TASK GOAL:
Give the number of lines in the listing below that include the word "React", with nothing more.

DATASET EXTRACT:

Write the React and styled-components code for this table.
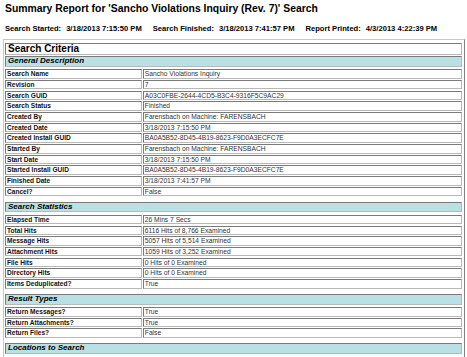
import React from 'react'
import styled, { createGlobalStyle } from 'styled-components'

const GlobalStyle = createGlobalStyle`
  html, body {
    margin: 0;
    padding: 0;
    background: #ffffff;
    overflow: hidden;
  }
  body {
    font-family: "Liberation Sans", Arial, sans-serif;
    color: #000;
  }
`

const Page = styled.div`
  width: 467px;
  height: 357px;
  overflow: hidden;
  padding: 2.5px 0 0 5px;
  box-sizing: border-box;
`

const Title = styled.h1`
  margin: 0;
  font-size: 10.4px;
  line-height: 12px;
  font-weight: bold;
  white-space: nowrap;
`

const Meta = styled.div`
  display: flex;
  gap: 11px;
  margin-top: 9px;
  font-size: 7.6px;
  line-height: 10px;
  font-weight: bold;
  white-space: nowrap;
`

const MetaItem = styled.span`
  display: flex;
  gap: 5px;
`

const Report = styled.div`
  margin: 5.5px 0 0 -2px;
  width: 462px;
  box-sizing: border-box;
  border: 1px solid;
  border-color: #c8c8c8 #808080 #808080 #c8c8c8;
  padding: 2.7px 2px 0 1px;
  display: flex;
  flex-direction: column;
`

const CriteriaHeader = styled.div`
  height: 12.3px;
  box-sizing: border-box;
  border: 1px solid;
  border-color: #7a7a7a #b8b8b8 #b8b8b8 #7a7a7a;
  padding-left: 2px;
  font-size: 10px;
  line-height: 10.3px;
  font-weight: bold;
  margin-bottom: 1px;
`

const GroupHeader = styled.div`
  height: 10.7px;
  box-sizing: border-box;
  border: 1px solid;
  border-color: #7a7a7a #b8b8b8 #b8b8b8 #7a7a7a;
  background: #b9e0e3;
  padding-left: 2px;
  font-size: 8px;
  line-height: 8.7px;
  font-weight: bold;
  font-style: italic;
  margin-top: ${p => (p.first ? '0' : '5.3px')};
  margin-bottom: 2.6px;
`

const Rows = styled.div`
  display: flex;
  flex-direction: column;
  gap: 1.2px;
`

const Row = styled.div`
  display: grid;
  grid-template-columns: 137px 1fr;
  gap: 1.3px;
  height: 9.5px;
`

const Cell = styled.div`
  box-sizing: border-box;
  border: 1px solid;
  border-color: #7a7a7a #b8b8b8 #b8b8b8 #7a7a7a;
  padding-left: ${p => (p.label ? '1px' : '0.5px')};
  font-size: ${p => (p.label ? '6.6px' : '6.7px')};
  font-weight: ${p => (p.label ? 'bold' : 'normal')};
  color: ${p => (p.label ? '#111' : '#333')};
  line-height: 7.5px;
  white-space: nowrap;
  overflow: hidden;
`

const sections = [
  {
    name: 'General Description',
    rows: [
      ['Search Name', 'Sancho Violations Inquiry'],
      ['Revision', '7'],
      ['Search GUID', 'A03C0FBE-2644-4CD5-B3C4-9316F5C9AC29'],
      ['Search Status', 'Finished'],
      ['Created By', 'Farensbach on Machine: FARENSBACH'],
      ['Created Date', '3/18/2013 7:15:50 PM'],
      ['Created Install GUID', 'BA0A5B52-8D45-4B19-8623-F9D0A3ECFC7E'],
      ['Started By', 'Farensbach on Machine: FARENSBACH'],
      ['Start Date', '3/18/2013 7:15:50 PM'],
      ['Started Install GUID', 'BA0A5B52-8D45-4B19-8623-F9D0A3ECFC7E'],
      ['Finished Date', '3/18/2013 7:41:57 PM'],
      ['Cancel?', 'False'],
    ],
  },
  {
    name: 'Search Statistics',
    rows: [
      ['Elapsed Time', '26 Mins 7 Secs'],
      ['Total Hits', '6116 Hits of 8,766 Examined'],
      ['Message Hits', '5057 Hits of 5,514 Examined'],
      ['Attachment Hits', '1059 Hits of 3,252 Examined'],
      ['File Hits', '0 Hits of 0 Examined'],
      ['Directory Hits', '0 Hits of 0 Examined'],
      ['Items Deduplicated?', 'True'],
    ],
  },
  {
    name: 'Result Types',
    rows: [
      ['Return Messages?', 'True'],
      ['Return Attachments?', 'True'],
      ['Return Files?', 'False'],
    ],
  },
  {
    name: 'Locations to Search',
    rows: [['', '']],
  },
]

const App = () => (
  <>
    <GlobalStyle />
    <Page>
      <Title>Summary Report for 'Sancho Violations Inquiry (Rev. 7)' Search</Title>
      <Meta>
        <MetaItem><span>Search Started:</span><span>3/18/2013 7:15:50 PM</span></MetaItem>
        <MetaItem><span>Search Finished:</span><span>3/18/2013 7:41:57 PM</span></MetaItem>
        <MetaItem><span>Report Printed:</span><span>4/3/2013 4:22:39 PM</span></MetaItem>
      </Meta>
      <Report>
        <CriteriaHeader>Search Criteria</CriteriaHeader>
        {sections.map((section, i) => (
          <React.Fragment key={section.name}>
            <GroupHeader first={i === 0}>{section.name}</GroupHeader>
            <Rows>
              {section.rows.map(([label, value], j) => (
                <Row key={j}>
                  <Cell label>{label}</Cell>
                  <Cell>{value}</Cell>
                </Row>
              ))}
            </Rows>
          </React.Fragment>
        ))}
      </Report>
    </Page>
  </>
)

export default App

RESULT BELOW:
4